More violent incidents against Dutch cops

Police officer being treated by a paramedic
Police officer being treated by a paramedic. (Photo: Politie)

Last year there were 10,593 incidents of violence against police officers in the Netherlands, the police said in a statement. That is a significant increase compared to the 9,101 violent incidents Dutch cops faced in 2017.

Incidents ranged from being insulted or threatened to being physically assaulted. According to the police, the most incidents happened during unplanned arrests (3,030 incidents) and while working with the nightlife crowds (2,431 incidents). The violence is not attributable to certain perpetrator groups, the police said.

"We do see that police officers experience a fair amount of aggressive behavior on the street", said Ruud Verkuijlen, who is in charge of the portfolio on violence against police officers. "The figures also show that police officers, especially during festivities and in entertainment areas, are increasingly confronted with violence against themselves. The same applies to aggression and violence during an arrest. Often alcohol and drugs are involved and we see that people have a short fuse." New Year's in particular is always a night filled with violence for police officers

Minister Ferdinand Grapperhaus of Justice and Security announced that he is working on banning community service sentences against people accused of using violence against a police officer or other people with a public task. This crime must always be punished by prison. Community service can still be given, but only in combination with a prison sentence. 

Verkuijlen called this bill a step in the right direction. "We look with interest at the outcome", he said. "We believe that aggression and violence against police officers must be over. Just let police officers do their important work. Imposing dissuasive punishments can contribute to this."

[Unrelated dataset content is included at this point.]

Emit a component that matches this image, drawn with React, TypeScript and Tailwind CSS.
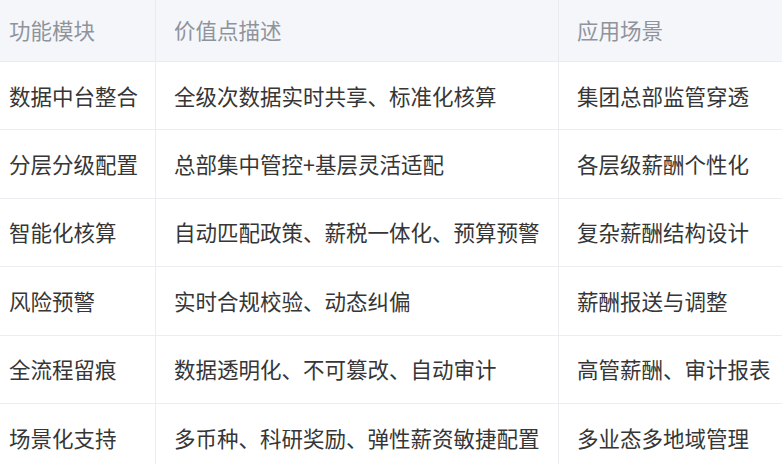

The Police's Central Works Council is also positive that the Minister is proposing more severe penalties in an effort to stop violence against police officers and other aid workers. "The violence against aid workers must really stop", chairman Rob den Besten said. "Penalties can help, but certainly also the social debate. In addition, we as Central Works Council want to make reporting easier. Then the real numbers will become more visible. We have seen with the outcome of dialogues that police officers do not report for various reasons. That should be easier."